DP Jonathan Kovel's black & white lensing is rich and assured, with some rather impressive camera work, that's crisp and seamless.
The film's sound design enhances mood and setting, and thankfully doesn't dominate.
I can understand why South African censors objected to the screening of the film at Durban a couple of months ago. It's certainly not for the prudish or skittish. There's nudity and violence to spare - although a lot of the violence is off-screen and suggested, assisted by the actors' reactions (Petronella Tshuma as Nolitha, the film's Lolita, gives a measured, nuanced performance, equally mature, mischievous, and youthfully naive), which are, in turn, ours.
Comedy relief is provided, in part, by Sithole's nosy and vociferous landlady, and her chubby-faced grandson, who's seemingly never without his dog.
A minor grievance would be the film's length. A shorter, more compact Of Good Report could pack more of a wallop, making for an even more impacting, intense experience.

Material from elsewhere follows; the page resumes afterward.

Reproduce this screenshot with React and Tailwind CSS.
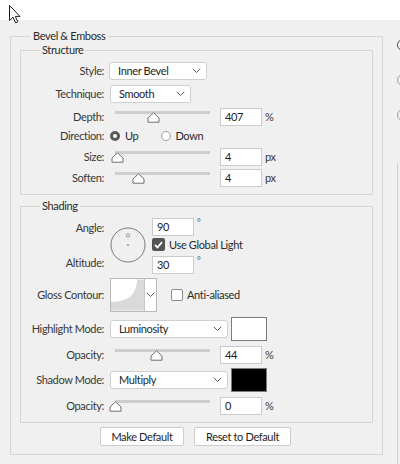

Of Good Report represents an exciting shift previously observed on this blog, in the kinds of films currently being made in sub-Saharan Africa (in this case, South Africa) by and about black Africans, who appear to be getting more adventurous with genres, shedding preconceptions of what it means to be a black filmmaker from the continent. It's not often that we see *genre* feature films by black African filmmakers, starring black Africans, and, by all accounts, thus far this year, this is certainly one of the strongest and most ambitious to come my way.
South Africa's National Film and Video Foundation (NFVF) has an expressed goal of demonstrating that South African cinema can compete on the international stage, and show that stories by South African filmmakers can resonate in the international cinema market place.
With Of Good Report's showing at the Toronto International Film Festival last fall, where it receive the kind of international attention rarely afforded African feature films, the film kicked off to an auspicious start.
If you're in the New York City, see it at the New York African Film Festival, when it screens this Saturday night.